Forty-six patients from the Spectrios Institute in Wheaton, Illinois and the Chicago Lighthouse responded to an IRB-approved survey (21 males, 25 females). Patients were selected randomly at the conclusion of low vision exams or were asked to participate in a telephone version of the survey. Only patients over the age of 18 were eligible to participate, with best corrected visual acuity ranging from 20/70 to No Light Perception.
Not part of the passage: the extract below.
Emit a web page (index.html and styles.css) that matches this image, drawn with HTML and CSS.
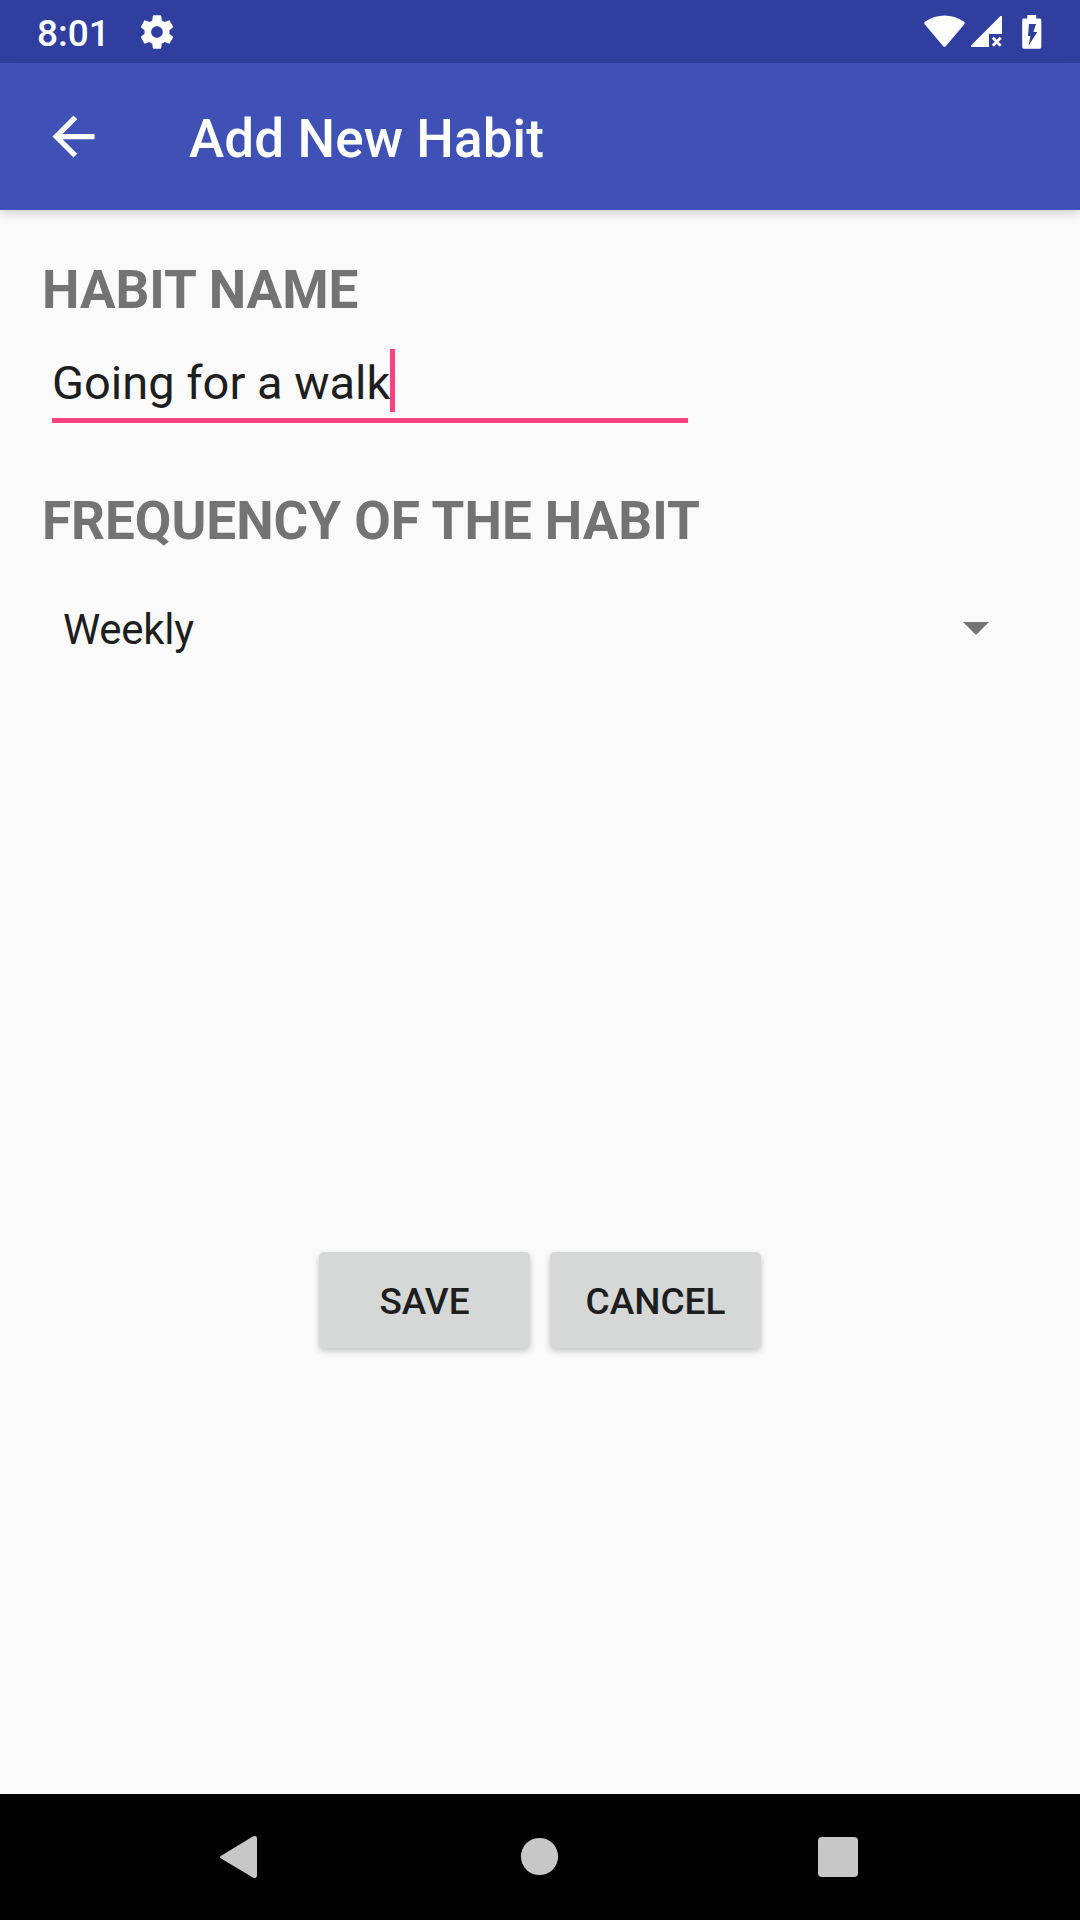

The mean age of the subjects surveyed was 60.6 years and the range was 18 to 97. There were 16 different diagnoses, with primary open angle glaucoma (8), exudative macular degeneration (7), and non-exudative macular degeneration (5) being the most common. Eleven of forty-six (24%) patients used smartphones (mean age 36, mean visual acuity right eye 20/146, left eye 20/107), 30 of 46 (65%) used a basic mobile phone (mean age 67, mean acuity in the right eye 20/273, left eye 20/320), and 5 of 46 (11%) patients did not own a cell phone (mean age 79, mean acuity right eye 20/550, left eye 20/112). Among the smartphone users, 9 of 11 (82%) patients reported purchasing their phone because of the features offered. The most common features utilized by low vision smartphone users besides basic phone calling included texting (100%), internet (27%), and email (36%). Seven of forty-six (15%) patients reported that a low vision doctor recommended a smartphone for its accessibility features. Twenty of 35 (57%) non-smartphone users ( mean age 62) reported they were interested in learning more about adaptive technology features provided by smartphones.
Younger patients are more likely to use smartphones in their low vision rehabilitation. A low percentage of patients reported any recommendation from their low vision doctors regarding smartphone technology as part of their vision rehabilitation. Though younger patients are using smartphone technology more, motivation exists for older patients to learn about these capabilities.